| DATASET EXTRACT |

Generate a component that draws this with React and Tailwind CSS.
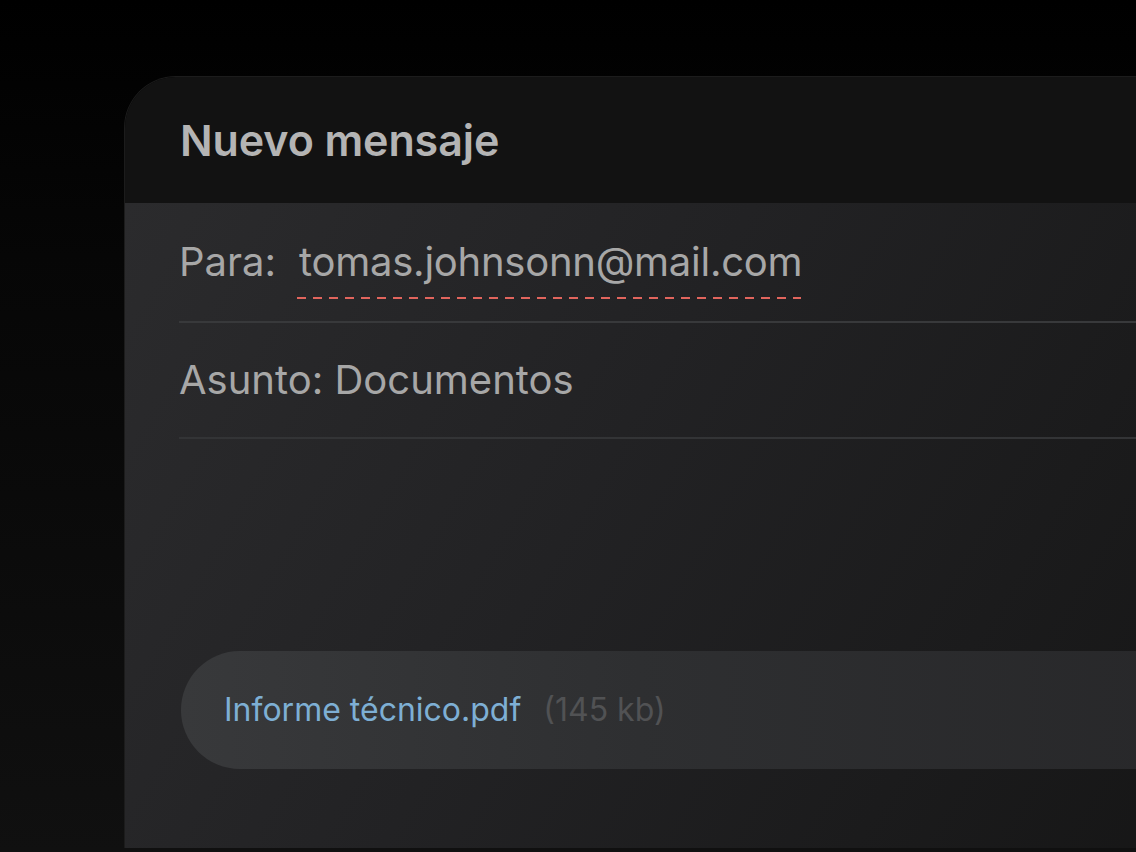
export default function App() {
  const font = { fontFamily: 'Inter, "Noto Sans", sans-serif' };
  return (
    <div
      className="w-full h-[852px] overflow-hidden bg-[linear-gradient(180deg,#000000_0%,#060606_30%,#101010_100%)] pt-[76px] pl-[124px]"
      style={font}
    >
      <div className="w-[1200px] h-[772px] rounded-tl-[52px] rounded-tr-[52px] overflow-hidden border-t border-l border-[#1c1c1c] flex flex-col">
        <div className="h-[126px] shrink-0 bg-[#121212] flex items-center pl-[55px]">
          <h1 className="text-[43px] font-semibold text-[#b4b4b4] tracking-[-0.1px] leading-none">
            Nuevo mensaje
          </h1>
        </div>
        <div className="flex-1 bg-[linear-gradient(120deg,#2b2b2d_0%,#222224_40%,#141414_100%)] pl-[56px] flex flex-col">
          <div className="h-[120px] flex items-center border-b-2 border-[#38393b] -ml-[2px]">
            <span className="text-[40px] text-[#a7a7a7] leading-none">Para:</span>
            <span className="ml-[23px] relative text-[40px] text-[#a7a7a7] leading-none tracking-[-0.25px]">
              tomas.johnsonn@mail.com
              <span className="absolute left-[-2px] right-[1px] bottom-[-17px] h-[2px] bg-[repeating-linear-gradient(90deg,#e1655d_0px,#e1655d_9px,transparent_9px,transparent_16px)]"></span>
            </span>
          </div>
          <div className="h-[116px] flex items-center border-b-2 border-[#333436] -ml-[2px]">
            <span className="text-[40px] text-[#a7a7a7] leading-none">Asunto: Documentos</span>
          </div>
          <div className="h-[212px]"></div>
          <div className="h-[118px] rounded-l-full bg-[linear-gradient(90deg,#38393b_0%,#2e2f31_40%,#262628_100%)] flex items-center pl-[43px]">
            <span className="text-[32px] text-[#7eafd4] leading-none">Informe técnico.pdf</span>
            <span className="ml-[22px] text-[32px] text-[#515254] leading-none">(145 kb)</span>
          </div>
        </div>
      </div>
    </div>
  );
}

| DESCRIPTION OF THE TASK |
Your task is to repeat the data above exactly while excluding the pictures.

| WRITTEN SOLUTION |
Generate a component that draws this with React and Tailwind CSS.
export default function App() {
  const font = { fontFamily: 'Inter, "Noto Sans", sans-serif' };
  return (
    <div
      className="w-full h-[852px] overflow-hidden bg-[linear-gradient(180deg,#000000_0%,#060606_30%,#101010_100%)] pt-[76px] pl-[124px]"
      style={font}
    >
      <div className="w-[1200px] h-[772px] rounded-tl-[52px] rounded-tr-[52px] overflow-hidden border-t border-l border-[#1c1c1c] flex flex-col">
        <div className="h-[126px] shrink-0 bg-[#121212] flex items-center pl-[55px]">
          <h1 className="text-[43px] font-semibold text-[#b4b4b4] tracking-[-0.1px] leading-none">
            Nuevo mensaje
          </h1>
        </div>
        <div className="flex-1 bg-[linear-gradient(120deg,#2b2b2d_0%,#222224_40%,#141414_100%)] pl-[56px] flex flex-col">
          <div className="h-[120px] flex items-center border-b-2 border-[#38393b] -ml-[2px]">
            <span className="text-[40px] text-[#a7a7a7] leading-none">Para:</span>
            <span className="ml-[23px] relative text-[40px] text-[#a7a7a7] leading-none tracking-[-0.25px]">
              tomas.johnsonn@mail.com
              <span className="absolute left-[-2px] right-[1px] bottom-[-17px] h-[2px] bg-[repeating-linear-gradient(90deg,#e1655d_0px,#e1655d_9px,transparent_9px,transparent_16px)]"></span>
            </span>
          </div>
          <div className="h-[116px] flex items-center border-b-2 border-[#333436] -ml-[2px]">
            <span className="text-[40px] text-[#a7a7a7] leading-none">Asunto: Documentos</span>
          </div>
          <div className="h-[212px]"></div>
          <div className="h-[118px] rounded-l-full bg-[linear-gradient(90deg,#38393b_0%,#2e2f31_40%,#262628_100%)] flex items-center pl-[43px]">
            <span className="text-[32px] text-[#7eafd4] leading-none">Informe técnico.pdf</span>
            <span className="ml-[22px] text-[32px] text-[#515254] leading-none">(145 kb)</span>
          </div>
        </div>
      </div>
    </div>
  );
}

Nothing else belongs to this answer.